* _Required task_
Set down all of the data that follows word for word, without the images.
═══ Source material ═══
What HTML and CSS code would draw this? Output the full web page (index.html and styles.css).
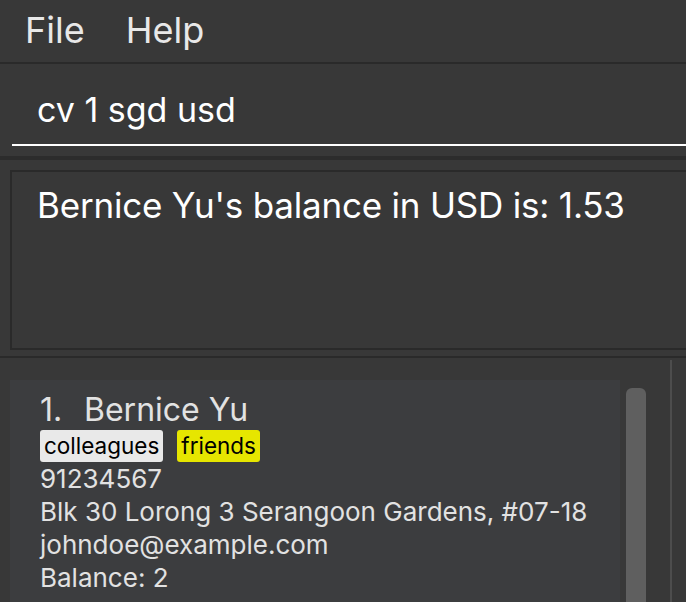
FILE: index.html
```html
<!DOCTYPE html>
<html>
<head>
<meta charset="utf-8">
<link rel="stylesheet" href="styles.css">
</head>
<body>
<div class="app">
  <div class="menubar">
    <span class="menu-item">File</span>
    <span class="menu-item">Help</span>
  </div>
  <div class="command">
    <div class="cmd-input">cv 1 sgd usd</div>
  </div>
  <div class="band"></div>
  <div class="result-wrap">
    <div class="result">Bernice Yu's balance in USD is: 1.53</div>
  </div>
  <div class="split">
    <div class="list-pane">
      <div class="card">
        <div class="name"><span class="index">1.</span>Bernice Yu</div>
        <div class="tags">
          <span class="tag tag-grey">colleagues</span>
          <span class="tag tag-yellow">friends</span>
        </div>
        <div class="field">91234567</div>
        <div class="field">Blk 30 Lorong 3 Serangoon Gardens, #07-18</div>
        <div class="field">johndoe@example.com</div>
        <div class="field">Balance: 2</div>
      </div>
      <div class="scrollbar"><div class="thumb"></div></div>
    </div>
    <div class="side-pane"></div>
  </div>
</div>
</body>
</html>
```

FILE: styles.css
```css
html, body {
  margin: 0;
  padding: 0;
}
body {
  background: #383838;
  font-family: Inter, "Liberation Sans", sans-serif;
  width: 686px;
  height: 602px;
  overflow: hidden;
}
.app {
  display: flex;
  flex-direction: column;
  width: 686px;
  height: 602px;
}
.menubar {
  height: 62px;
  border-bottom: 2px solid #2a2a2a;
  display: flex;
  gap: 41px;
  padding-left: 25px;
  color: #e8e8e8;
  font-size: 36px;
  line-height: 60px;
}
.command {
  height: 82px;
  padding: 0 0 10px 12px;
}
.cmd-input {
  height: 54px;
  padding: 26px 0 0 25px;
  border-bottom: 2px solid #ffffff;
  color: #ffffff;
  font-size: 34px;
  line-height: 40px;
}
.band {
  height: 4px;
  background: #2c2c2c;
}
.result-wrap {
  height: 186px;
  padding: 10px 0 0 10px;
  border-bottom: 2px solid #2a2a2a;
  overflow: hidden;
}
.result {
  height: 165px;
  margin-right: -20px;
  border: 2px solid #2a2a2a;
  padding: 11px 0 0 25px;
  color: #ffffff;
  font-size: 35px;
  letter-spacing: -0.2px;
  line-height: 44px;
}
.split {
  flex: 1;
  display: flex;
  padding-top: 2px;
  min-height: 0;
}
.list-pane {
  width: 670px;
  display: flex;
  gap: 6px;
  padding: 20px 0 0 10px;
  box-sizing: border-box;
}
.card {
  width: 580px;
  padding: 10px 0 0 30px;
  background: #3c3d3f;
  color: #e2e2e2;
}
.name {
  font-size: 32px;
  line-height: 40px;
}
.index {
  display: inline-block;
  width: 44px;
}
.tags {
  display: flex;
  gap: 14px;
  height: 32px;
}
.tag {
  height: 32px;
  padding: 0 4px;
  border-radius: 3px;
  color: #000000;
  font-size: 22.5px;
  line-height: 32px;
}
.tag-grey {
  background: #e9e9e9;
}
.tag-yellow {
  background: #e6e600;
}
.field {
  font-size: 26px;
  line-height: 33px;
}
.scrollbar {
  width: 20px;
  padding-top: 8px;
}
.thumb {
  height: 100%;
  background: #5f5f5f;
  border-radius: 6px 6px 0 0;
}
.side-pane {
  flex: 1;
  border-left: 2px solid #4d4d4d;
}
```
═══
* _Solution to this task_
What HTML and CSS code would draw this? Output the full web page (index.html and styles.css).
FILE: index.html
```html
<!DOCTYPE html>
<html>
<head>
<meta charset="utf-8">
<link rel="stylesheet" href="styles.css">
</head>
<body>
<div class="app">
  <div class="menubar">
    <span class="menu-item">File</span>
    <span class="menu-item">Help</span>
  </div>
  <div class="command">
    <div class="cmd-input">cv 1 sgd usd</div>
  </div>
  <div class="band"></div>
  <div class="result-wrap">
    <div class="result">Bernice Yu's balance in USD is: 1.53</div>
  </div>
  <div class="split">
    <div class="list-pane">
      <div class="card">
        <div class="name"><span class="index">1.</span>Bernice Yu</div>
        <div class="tags">
          <span class="tag tag-grey">colleagues</span>
          <span class="tag tag-yellow">friends</span>
        </div>
        <div class="field">91234567</div>
        <div class="field">Blk 30 Lorong 3 Serangoon Gardens, #07-18</div>
        <div class="field">johndoe@example.com</div>
        <div class="field">Balance: 2</div>
      </div>
      <div class="scrollbar"><div class="thumb"></div></div>
    </div>
    <div class="side-pane"></div>
  </div>
</div>
</body>
</html>
```

FILE: styles.css
```css
html, body {
  margin: 0;
  padding: 0;
}
body {
  background: #383838;
  font-family: Inter, "Liberation Sans", sans-serif;
  width: 686px;
  height: 602px;
  overflow: hidden;
}
.app {
  display: flex;
  flex-direction: column;
  width: 686px;
  height: 602px;
}
.menubar {
  height: 62px;
  border-bottom: 2px solid #2a2a2a;
  display: flex;
  gap: 41px;
  padding-left: 25px;
  color: #e8e8e8;
  font-size: 36px;
  line-height: 60px;
}
.command {
  height: 82px;
  padding: 0 0 10px 12px;
}
.cmd-input {
  height: 54px;
  padding: 26px 0 0 25px;
  border-bottom: 2px solid #ffffff;
  color: #ffffff;
  font-size: 34px;
  line-height: 40px;
}
.band {
  height: 4px;
  background: #2c2c2c;
}
.result-wrap {
  height: 186px;
  padding: 10px 0 0 10px;
  border-bottom: 2px solid #2a2a2a;
  overflow: hidden;
}
.result {
  height: 165px;
  margin-right: -20px;
  border: 2px solid #2a2a2a;
  padding: 11px 0 0 25px;
  color: #ffffff;
  font-size: 35px;
  letter-spacing: -0.2px;
  line-height: 44px;
}
.split {
  flex: 1;
  display: flex;
  padding-top: 2px;
  min-height: 0;
}
.list-pane {
  width: 670px;
  display: flex;
  gap: 6px;
  padding: 20px 0 0 10px;
  box-sizing: border-box;
}
.card {
  width: 580px;
  padding: 10px 0 0 30px;
  background: #3c3d3f;
  color: #e2e2e2;
}
.name {
  font-size: 32px;
  line-height: 40px;
}
.index {
  display: inline-block;
  width: 44px;
}
.tags {
  display: flex;
  gap: 14px;
  height: 32px;
}
.tag {
  height: 32px;
  padding: 0 4px;
  border-radius: 3px;
  color: #000000;
  font-size: 22.5px;
  line-height: 32px;
}
.tag-grey {
  background: #e9e9e9;
}
.tag-yellow {
  background: #e6e600;
}
.field {
  font-size: 26px;
  line-height: 33px;
}
.scrollbar {
  width: 20px;
  padding-top: 8px;
}
.thumb {
  height: 100%;
  background: #5f5f5f;
  border-radius: 6px 6px 0 0;
}
.side-pane {
  flex: 1;
  border-left: 2px solid #4d4d4d;
}
```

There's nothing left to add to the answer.